The allegations centred on what happened after Mr Lehrmann and Ms Higgins returned to work at around 2am after a night of drinking.

He has always insisted that she turned right towards the minister’s own office inside the suite and he went right to his own desk.

He later told police he didn’t see her again and left without saying goodbye to her after completing work at his desk.

A criminal trial in the ACT Supreme Court was first delayed following Lisa Wilkinson’s Logies speech and then derailed last October because of juror misconduct.

As a result, the jury never reached a verdict, but had appeared deadlocked and unable to reach a unanimous verdict in the days that preceded the trial’s collapse.

In December, the ACT prosecutor Shane Drumgold announced he would not proceed with a second trial on the basis of the threat to Ms Higgins’ mental health. The charge sex without consent was dropped.
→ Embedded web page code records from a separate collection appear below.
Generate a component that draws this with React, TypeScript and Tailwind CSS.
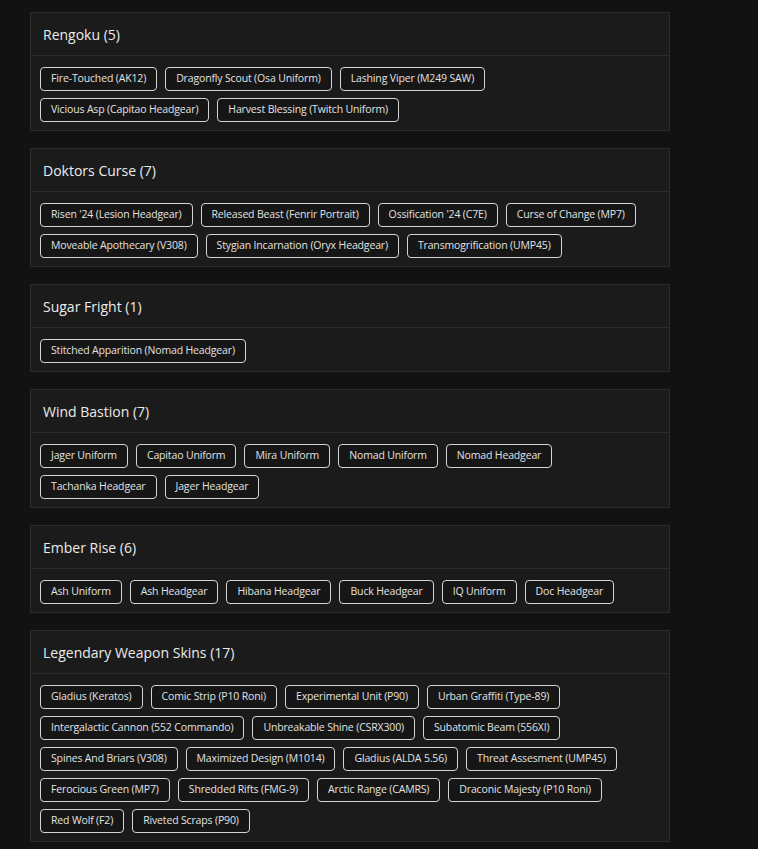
import React from 'react'

const groups: { title: string; items: string[] }[] = [
  { title: 'Rengoku (5)', items: ['Fire-Touched (AK12)', 'Dragonfly Scout (Osa Uniform)', 'Lashing Viper (M249 SAW)', 'Vicious Asp (Capitao Headgear)', 'Harvest Blessing (Twitch Uniform)'] },
  { title: 'Doktors Curse (7)', items: ["Risen '24 (Lesion Headgear)", 'Released Beast (Fenrir Portrait)', "Ossification '24 (C7E)", 'Curse of Change (MP7)', 'Moveable Apothecary (V308)', 'Stygian Incarnation (Oryx Headgear)', 'Transmogrification (UMP45)'] },
  { title: 'Sugar Fright (1)', items: ['Stitched Apparition (Nomad Headgear)'] },
  { title: 'Wind Bastion (7)', items: ['Jager Uniform', 'Capitao Uniform', 'Mira Uniform', 'Nomad Uniform', 'Nomad Headgear', 'Tachanka Headgear', 'Jager Headgear'] },
  { title: 'Ember Rise (6)', items: ['Ash Uniform', 'Ash Headgear', 'Hibana Headgear', 'Buck Headgear', 'IQ Uniform', 'Doc Headgear'] },
  { title: 'Legendary Weapon Skins (17)', items: ['Gladius (Keratos)', 'Comic Strip (P10 Roni)', 'Experimental Unit (P90)', 'Urban Graffiti (Type-89)', 'Intergalactic Cannon (552 Commando)', 'Unbreakable Shine (CSRX300)', 'Subatomic Beam (556XI)', 'Spines And Briars (V308)', 'Maximized Design (M1014)', 'Gladius (ALDA 5.56)', 'Threat Assesment (UMP45)', 'Ferocious Green (MP7)', 'Shredded Rifts (FMG-9)', 'Arctic Range (CAMRS)', 'Draconic Majesty (P10 Roni)', 'Red Wolf (F2)', 'Riveted Scraps (P90)'] },
]

export default function App() {
  return (
    <div className="min-h-screen bg-[#121212] pt-3 pl-[30px] pb-4" style={{ fontFamily: '"Open Sans", "Noto Sans", sans-serif' }}>
      <div className="w-[640px] flex flex-col gap-[17px]">
        {groups.map(g => (
          <div key={g.title} className="bg-[#1b1b1b] border border-[#2b2b2b]">
            <div className="h-[43px] px-3 flex items-center border-b border-[#2b2b2b] text-[14px] font-medium text-[#ebebeb]">
              {g.title}
            </div>
            <div className="px-[9px] pt-[11px] pb-[8px] flex flex-wrap gap-x-[8px] gap-y-[7px]">
              {g.items.map(it => (
                <span key={it} className="h-[24px] px-[10px] inline-flex items-center rounded-[4px] border border-[#d4d4d4] bg-[#161616] text-[10.5px] text-[#e2e2e2] tracking-[-0.15px]">
                  {it}
                </span>
              ))}
            </div>
          </div>
        ))}
      </div>
    </div>
  )
}
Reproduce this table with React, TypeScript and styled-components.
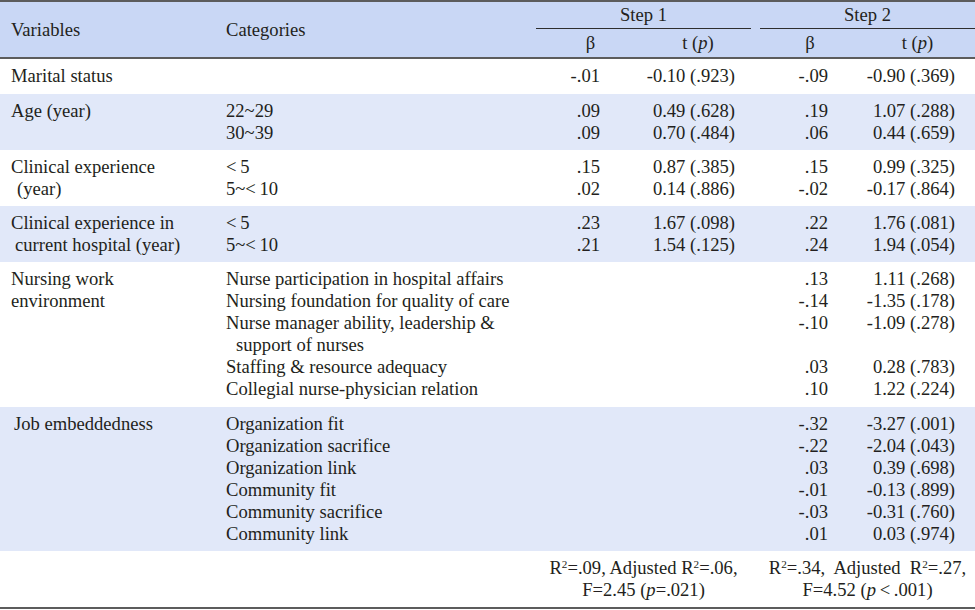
import React from "react";
import styled, { createGlobalStyle } from "styled-components";

const GlobalStyle = createGlobalStyle`
  html, body { margin: 0; padding: 0; background: #ffffff; }
  body {
    font-family: "Liberation Serif", "Times New Roman", serif;
    color: #231f20;
  }
`;

const COLS = "220px 316px 109px 106px 9px 100px 115px";

const Table = styled.div`
  width: 975px;
  border-top: 2px solid #5c5c5c;
  border-bottom: 2px solid #5c5c5c;
  font-size: 18.6px;
`;

const Header = styled.div`
  display: grid;
  grid-template-columns: ${COLS};
  grid-template-rows: 27px 28px;
  background: #c9d7f5;
  border-bottom: 2px solid #5c5c5c;
`;

const HeadLabel = styled.div<{ $col: number; $pad?: number }>`
  grid-column: ${(p) => p.$col};
  grid-row: 1 / 3;
  align-self: center;
  padding-left: ${(p) => p.$pad ?? 0}px;
  line-height: 22px;
`;

const StepHead = styled.div<{ $cols: string }>`
  grid-column: ${(p) => p.$cols};
  grid-row: 1;
  text-align: center;
  line-height: 26px;
  border-bottom: 1px solid #2e2e2e;
`;

const SubHead = styled.div<{ $col: number }>`
  grid-column: ${(p) => p.$col};
  grid-row: 2;
  text-align: center;
  line-height: 28px;
`;

const Group = styled.div<{ $shade?: boolean; $pb?: number }>`
  display: grid;
  grid-template-columns: ${COLS};
  grid-auto-rows: auto;
  padding: 6px 0 ${(p) => p.$pb ?? 6}px;
  background: ${(p) => (p.$shade ? "#e1e8f9" : "#ffffff")};
  line-height: 22px;
`;

const VarCell = styled.div<{ $indent?: number }>`
  grid-column: 1;
  grid-row: 1 / span 20;
  padding-left: ${(p) => 11 + (p.$indent ?? 0)}px;
`;

const Hang = styled.div<{ $indent: number }>`
  padding-left: ${(p) => p.$indent}px;
`;

const CatCell = styled.div<{ $row: number }>`
  grid-column: 2;
  grid-row: ${(p) => p.$row};
  padding-left: 6px;
  white-space: nowrap;
`;

const NumCell = styled.div<{ $col: number; $row: number; $pr: number }>`
  grid-column: ${(p) => p.$col};
  grid-row: ${(p) => p.$row};
  text-align: right;
  padding-right: ${(p) => p.$pr}px;
  white-space: nowrap;
`;

const Summary = styled.div<{ $cols: string }>`
  grid-column: ${(p) => p.$cols};
  grid-row: 1;
  text-align: center;
  white-space: nowrap;
`;

const It = styled.i`
  font-style: italic;
`;

const Sup = styled.sup`
  font-size: 0.6em;
  line-height: 0;
  vertical-align: 0.55em;
`;

type Row = {
  cat?: React.ReactNode;
  b1?: string;
  t1?: string;
  b2?: string;
  t2?: string;
};

type GroupData = {
  vars: React.ReactNode;
  varIndent?: number;
  shade?: boolean;
  pb?: number;
  rows: Row[];
};

const lt = "<\u2009";

const groups: GroupData[] = [
  {
    vars: "Marital status",
    pb: 7,
    rows: [{ b1: "-.01", t1: "-0.10 (.923)", b2: "-.09", t2: "-0.90 (.369)" }],
  },
  {
    vars: "Age (year)",
    shade: true,
    rows: [
      { cat: "22~29", b1: ".09", t1: "0.49 (.628)", b2: ".19", t2: "1.07 (.288)" },
      { cat: "30~39", b1: ".09", t1: "0.70 (.484)", b2: ".06", t2: "0.44 (.659)" },
    ],
  },
  {
    vars: (
      <>
        <div>Clinical experience</div>
        <Hang $indent={6}>(year)</Hang>
      </>
    ),
    rows: [
      { cat: lt + "5", b1: ".15", t1: "0.87 (.385)", b2: ".15", t2: "0.99 (.325)" },
      { cat: "5~" + lt + "10", b1: ".02", t1: "0.14 (.886)", b2: "-.02", t2: "-0.17 (.864)" },
    ],
  },
  {
    vars: (
      <>
        <div>Clinical experience in</div>
        <Hang $indent={4}>current hospital (year)</Hang>
      </>
    ),
    shade: true,
    rows: [
      { cat: lt + "5", b1: ".23", t1: "1.67 (.098)", b2: ".22", t2: "1.76 (.081)" },
      { cat: "5~" + lt + "10", b1: ".21", t1: "1.54 (.125)", b2: ".24", t2: "1.94 (.054)" },
    ],
  },
  {
    vars: (
      <>
        <div>Nursing work</div>
        <div>environment</div>
      </>
    ),
    pb: 7,
    rows: [
      { cat: "Nurse participation in hospital affairs", b2: ".13", t2: "1.11 (.268)" },
      { cat: "Nursing foundation for quality of care", b2: "-.14", t2: "-1.35 (.178)" },
      {
        cat: (
          <>
            <div>Nurse manager ability, leadership &amp;</div>
            <Hang $indent={10}>support of nurses</Hang>
          </>
        ),
        b2: "-.10",
        t2: "-1.09 (.278)",
      },
      { cat: "Staffing & resource adequacy", b2: ".03", t2: "0.28 (.783)" },
      { cat: "Collegial nurse-physician relation", b2: ".10", t2: "1.22 (.224)" },
    ],
  },
  {
    vars: "Job embeddedness",
    varIndent: 3,
    shade: true,
    rows: [
      { cat: "Organization fit", b2: "-.32", t2: "-3.27 (.001)" },
      { cat: "Organization sacrifice", b2: "-.22", t2: "-2.04 (.043)" },
      { cat: "Organization link", b2: ".03", t2: "0.39 (.698)" },
      { cat: "Community fit", b2: "-.01", t2: "-0.13 (.899)" },
      { cat: "Community sacrifice", b2: "-.03", t2: "-0.31 (.760)" },
      { cat: "Community link", b2: ".01", t2: "0.03 (.974)" },
    ],
  },
];

export default function App() {
  return (
    <>
      <GlobalStyle />
      <Table>
        <Header>
          <HeadLabel $col={1} $pad={11}>Variables</HeadLabel>
          <HeadLabel $col={2} $pad={6}>Categories</HeadLabel>
          <StepHead $cols="3 / 5">Step 1</StepHead>
          <StepHead $cols="6 / 8">Step 2</StepHead>
          <SubHead $col={3}>β</SubHead>
          <SubHead $col={4}>
            t (<It>p</It>)
          </SubHead>
          <SubHead $col={6}>β</SubHead>
          <SubHead $col={7}>
            t (<It>p</It>)
          </SubHead>
        </Header>
        {groups.map((g, gi) => (
          <Group key={gi} $shade={g.shade} $pb={g.pb}>
            <VarCell $indent={g.varIndent}>{g.vars}</VarCell>
            {g.rows.map((r, ri) => (
              <React.Fragment key={ri}>
                <CatCell $row={ri + 1}>{r.cat ?? "\u00a0"}</CatCell>
                {r.b1 && (
                  <NumCell $col={3} $row={ri + 1} $pr={45}>
                    {r.b1}
                  </NumCell>
                )}
                {r.t1 && (
                  <NumCell $col={4} $row={ri + 1} $pr={16}>
                    {r.t1}
                  </NumCell>
                )}
                {r.b2 && (
                  <NumCell $col={6} $row={ri + 1} $pr={32}>
                    {r.b2}
                  </NumCell>
                )}
                {r.t2 && (
                  <NumCell $col={7} $row={ri + 1} $pr={20}>
                    {r.t2}
                  </NumCell>
                )}
              </React.Fragment>
            ))}
          </Group>
        ))}
        <Group>
          <VarCell>{"\u00a0"}</VarCell>
          <Summary $cols="3 / 5">
            <div>
              R<Sup>2</Sup>=.09, Adjusted R<Sup>2</Sup>=.06,
            </div>
            <div>
              F=2.45 (<It>p</It>=.021)
            </div>
          </Summary>
          <Summary $cols="6 / 8">
            <div>
              R<Sup>2</Sup>=.34,&nbsp; Adjusted&nbsp; R<Sup>2</Sup>=.27,
            </div>
            <div>
              F=4.52 (<It>p</It>{"\u2009<\u2009"}.001)
            </div>
          </Summary>
        </Group>
      </Table>
    </>
  );
}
Bruce Lerhmann speaks: denies raping Brittany Higgins

Contacted last week, Mr Bartlett declined to comment on whether or not Mr Lehrmann was paid by Seven for the interview when contacted by news.com.au referring any questions to his employer.

However, executive producer Mark Llewellyn insisted the Seven Network had not paid Mr Lehrmann for the exclusive interview.

He also denied paying any other intermediary to organise the interview.

“No one was paid,‘’ Mr Llewellyn said.

“7 NEWS Spotlight made no payment to Bruce Lehrmann for the interview, however the program assisted with accommodation as part of the filming of the story.”

Last year, reports surfaced that Mr Lehrmann was in talks with Seven over a potential sit down interview which sources claimed could be worth up to $250,000.

Mr Lehrmann’s friend, former Liberal staffer and colourful political strategist John Macgowan, who attended the trial with him on most days with his legal team, was involved in the early negotiations with the Seven Network.

The Nine Network had indicated to Mr Lehrmann that while they are interested in an interview with the former Liberal staffer they are not prepared to pay for the interview.

It’s believed 60 Minutes approached Mr Lehrmann with a view to securing a sit down interview but that negotiations stalled.